31 Mar 2016 | Chaplain David Todd; Marine Corps University Marine Corps Base Quantico

Seventy years ago, the bloody 25-day battle for Iwo Jima, which cost the lives of 4,000 Marines, was winding down and the time to remember the dead began. Fifty Navy chaplains hit the beach with the Marines including Lt. Roland B. Gittelsohn, the first Jewish chaplain to serve with the Marine Corps. Division Chaplain Warren Cuthriell asked Rabbi Gittelsohn to deliver the memorial sermon at a combined religious service dedicating the Marine Cemetery. Cuthriell wanted all the Iwo Jima fallen marines to be honored in a single, nondenominational ceremony.

Unfortunately, his selection caused some consternation, as many felt a Protestant or Catholic chaplain should have the honor. Chaplain Gittlesohn suggested a compromise — that chaplains from each faith provide eulogies at separate services. Several of his fellow chaplains were so incensed by the controversy that they boycotted their own services. Moved by his stirring words, one of those chaplains began circulating copies of Gittelsohn’s remarks which eventually were read into the Congressional Record. His eulogy at the dedication of the 5th Marine Division Cemetery, Iwo Jima — March 1945 embodies the ethos of the Navy Chaplain Corps — to provide, facilitate, advise and care for all:

“… Here before us lie the bodies of comrades and friends. Men who until yesterday or last week laughed with us, joked with us, trained with us. Men who were on the same ships with us, and went over the sides with us as we prepared to hit the beaches of this island. Men who fought with us and feared with us… Under one of these Christian crosses, or beneath a Jewish Star of David, there may now rest a man who was destined to be a great prophet — to find the way, perhaps, for all to live in plenty, with poverty and hardship for none. Now they lie here silently in this sacred soil, and we gather to consecrate this earth in their memory.

“… Our poor power of speech can add nothing to what these men and the other dead of our Division who are not here have already done. All that we even hope to do is follow their example. To show the same selfless courage in peace that they did in war. ..”
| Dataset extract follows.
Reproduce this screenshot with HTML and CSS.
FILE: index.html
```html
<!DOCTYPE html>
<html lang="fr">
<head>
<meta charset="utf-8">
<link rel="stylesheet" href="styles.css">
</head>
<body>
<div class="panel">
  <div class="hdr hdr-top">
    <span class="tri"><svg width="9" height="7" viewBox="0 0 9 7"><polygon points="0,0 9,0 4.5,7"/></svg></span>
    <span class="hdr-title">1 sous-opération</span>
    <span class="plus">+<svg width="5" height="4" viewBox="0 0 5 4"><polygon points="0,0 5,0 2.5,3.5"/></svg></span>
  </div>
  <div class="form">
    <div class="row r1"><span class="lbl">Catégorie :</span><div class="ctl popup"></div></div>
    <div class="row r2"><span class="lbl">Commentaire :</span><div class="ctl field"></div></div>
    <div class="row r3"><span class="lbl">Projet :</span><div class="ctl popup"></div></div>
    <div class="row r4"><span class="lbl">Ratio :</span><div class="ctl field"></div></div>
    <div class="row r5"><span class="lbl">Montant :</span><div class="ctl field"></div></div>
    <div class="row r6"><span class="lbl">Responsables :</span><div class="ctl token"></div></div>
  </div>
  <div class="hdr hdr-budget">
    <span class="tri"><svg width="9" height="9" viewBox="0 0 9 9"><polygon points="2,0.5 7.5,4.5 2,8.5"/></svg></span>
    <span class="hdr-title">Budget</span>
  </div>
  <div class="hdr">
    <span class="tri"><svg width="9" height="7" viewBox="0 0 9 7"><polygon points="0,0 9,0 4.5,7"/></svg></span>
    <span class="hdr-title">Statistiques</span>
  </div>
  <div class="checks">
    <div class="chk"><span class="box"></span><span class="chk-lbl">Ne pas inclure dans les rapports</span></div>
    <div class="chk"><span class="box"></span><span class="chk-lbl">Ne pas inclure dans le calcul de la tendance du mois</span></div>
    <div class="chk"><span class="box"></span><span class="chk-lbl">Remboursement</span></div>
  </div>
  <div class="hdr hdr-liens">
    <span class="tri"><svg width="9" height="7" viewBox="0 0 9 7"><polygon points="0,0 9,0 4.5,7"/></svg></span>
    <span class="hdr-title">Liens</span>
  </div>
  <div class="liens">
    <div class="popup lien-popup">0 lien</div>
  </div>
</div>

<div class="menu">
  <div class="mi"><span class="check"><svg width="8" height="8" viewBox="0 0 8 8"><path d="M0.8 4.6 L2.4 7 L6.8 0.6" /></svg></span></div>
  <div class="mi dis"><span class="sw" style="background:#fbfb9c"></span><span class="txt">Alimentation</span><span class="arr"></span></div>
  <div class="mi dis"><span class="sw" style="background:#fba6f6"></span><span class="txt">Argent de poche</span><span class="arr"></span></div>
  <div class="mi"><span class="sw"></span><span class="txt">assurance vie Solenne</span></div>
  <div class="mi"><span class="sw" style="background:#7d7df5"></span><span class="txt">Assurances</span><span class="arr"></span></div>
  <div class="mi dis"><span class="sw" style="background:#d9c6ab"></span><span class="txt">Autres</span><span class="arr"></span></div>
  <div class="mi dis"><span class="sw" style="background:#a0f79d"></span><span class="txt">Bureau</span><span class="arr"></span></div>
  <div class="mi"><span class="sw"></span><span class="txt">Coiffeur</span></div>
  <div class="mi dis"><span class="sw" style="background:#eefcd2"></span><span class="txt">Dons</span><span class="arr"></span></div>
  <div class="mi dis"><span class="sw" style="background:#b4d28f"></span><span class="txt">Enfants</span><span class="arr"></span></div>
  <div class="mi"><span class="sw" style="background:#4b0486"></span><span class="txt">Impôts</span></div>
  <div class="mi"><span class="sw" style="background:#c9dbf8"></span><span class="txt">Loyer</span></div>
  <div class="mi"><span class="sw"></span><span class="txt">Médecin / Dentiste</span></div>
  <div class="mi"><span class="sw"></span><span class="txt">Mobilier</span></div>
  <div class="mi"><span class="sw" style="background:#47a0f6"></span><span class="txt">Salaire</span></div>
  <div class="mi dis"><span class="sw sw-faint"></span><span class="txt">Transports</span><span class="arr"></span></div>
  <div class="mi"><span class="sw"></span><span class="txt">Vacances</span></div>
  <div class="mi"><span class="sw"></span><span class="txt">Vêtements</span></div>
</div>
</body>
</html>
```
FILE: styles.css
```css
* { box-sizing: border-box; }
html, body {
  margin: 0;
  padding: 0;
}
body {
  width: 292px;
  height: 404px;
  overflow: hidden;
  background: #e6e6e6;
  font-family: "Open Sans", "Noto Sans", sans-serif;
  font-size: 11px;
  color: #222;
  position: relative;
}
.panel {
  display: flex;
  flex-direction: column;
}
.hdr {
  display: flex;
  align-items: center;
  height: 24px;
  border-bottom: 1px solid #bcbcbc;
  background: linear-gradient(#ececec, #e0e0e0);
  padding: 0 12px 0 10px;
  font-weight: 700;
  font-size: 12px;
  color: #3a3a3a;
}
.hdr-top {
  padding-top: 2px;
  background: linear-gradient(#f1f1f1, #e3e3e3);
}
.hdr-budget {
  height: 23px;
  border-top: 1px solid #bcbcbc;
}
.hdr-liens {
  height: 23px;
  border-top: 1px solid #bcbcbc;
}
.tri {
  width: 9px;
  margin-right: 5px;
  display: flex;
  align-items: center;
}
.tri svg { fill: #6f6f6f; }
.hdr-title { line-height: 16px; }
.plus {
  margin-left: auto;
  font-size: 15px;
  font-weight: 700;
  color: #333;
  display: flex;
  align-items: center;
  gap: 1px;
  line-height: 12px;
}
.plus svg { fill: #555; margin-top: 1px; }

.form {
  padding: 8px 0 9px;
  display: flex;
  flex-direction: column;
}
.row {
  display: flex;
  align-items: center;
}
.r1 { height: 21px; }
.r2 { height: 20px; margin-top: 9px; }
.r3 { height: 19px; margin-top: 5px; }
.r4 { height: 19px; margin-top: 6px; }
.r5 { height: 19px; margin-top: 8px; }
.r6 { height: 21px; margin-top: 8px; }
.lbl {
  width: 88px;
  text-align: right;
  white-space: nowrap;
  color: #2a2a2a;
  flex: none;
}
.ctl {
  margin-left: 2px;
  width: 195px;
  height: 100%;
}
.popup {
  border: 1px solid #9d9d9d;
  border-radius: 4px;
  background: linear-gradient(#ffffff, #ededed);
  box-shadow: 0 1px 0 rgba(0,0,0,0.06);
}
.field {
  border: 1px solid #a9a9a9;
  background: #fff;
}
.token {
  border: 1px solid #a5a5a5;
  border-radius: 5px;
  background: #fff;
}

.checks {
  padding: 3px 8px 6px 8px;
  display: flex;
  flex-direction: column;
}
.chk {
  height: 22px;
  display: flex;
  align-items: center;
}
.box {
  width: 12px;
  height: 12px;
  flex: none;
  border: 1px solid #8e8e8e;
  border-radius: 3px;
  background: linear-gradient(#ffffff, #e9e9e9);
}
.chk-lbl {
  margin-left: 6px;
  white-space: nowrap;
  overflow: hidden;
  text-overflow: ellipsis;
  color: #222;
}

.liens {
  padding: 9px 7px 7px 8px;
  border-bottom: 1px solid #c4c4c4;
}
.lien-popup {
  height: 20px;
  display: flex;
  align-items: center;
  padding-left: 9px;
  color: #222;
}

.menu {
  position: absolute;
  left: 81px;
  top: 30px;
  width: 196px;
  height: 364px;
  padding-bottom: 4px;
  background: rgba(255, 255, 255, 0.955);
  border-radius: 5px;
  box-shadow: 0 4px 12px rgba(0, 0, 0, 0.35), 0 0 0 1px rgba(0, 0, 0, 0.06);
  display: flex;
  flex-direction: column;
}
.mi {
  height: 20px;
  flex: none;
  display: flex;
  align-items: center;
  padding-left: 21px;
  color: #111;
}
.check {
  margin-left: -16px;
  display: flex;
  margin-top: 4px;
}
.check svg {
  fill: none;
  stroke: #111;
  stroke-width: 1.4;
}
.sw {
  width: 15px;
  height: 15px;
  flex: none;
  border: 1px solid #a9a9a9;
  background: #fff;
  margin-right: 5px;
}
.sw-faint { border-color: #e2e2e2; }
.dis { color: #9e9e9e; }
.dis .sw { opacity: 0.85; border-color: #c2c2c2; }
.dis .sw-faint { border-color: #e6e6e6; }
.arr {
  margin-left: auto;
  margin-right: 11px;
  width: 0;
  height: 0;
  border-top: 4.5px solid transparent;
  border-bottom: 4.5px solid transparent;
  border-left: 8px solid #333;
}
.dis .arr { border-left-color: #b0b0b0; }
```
“… Here lie officers and men, black and white, rich men and poor — together. Here no man prefers another because of his faith or despises him because of his color. Here there are no quotas of how many from each group are admitted or allowed. Among these men there is no discrimination. No prejudices. No hatred. Theirs is the highest and purest democracy.”

“…Any man among us, the living, who fails to understand that will thereby betray those who lie here dead. Whoever of us lifts up his hand in hate against a brother, or thinks himself superior to those who happen to be in the minority, makes of this ceremony and of the bloody sacrifice it commemorates, an empty, hollow mockery. To this, then, as our solemn, sacred duty, do we the living now dedicate ourselves: to the rights of Protestants, Catholics and Jews, of white and black alike, to enjoy the democracy for which all of them here have paid the price.”

“…Thus do we memorialize those who, having ceased living with us, now live within us. Thus do we consecrate ourselves the living to carry on the struggle they began. Too much blood has gone into this soil for us to let it lie barren. Too much pain and heartache have fertilized the earth on which we stand. We here solemnly swear: this shall not be in vain! Out of this, and from the suffering and sorrow of those who mourn, this will come —we promise —the birth of a new freedom for the sons of men everywhere. Amen.”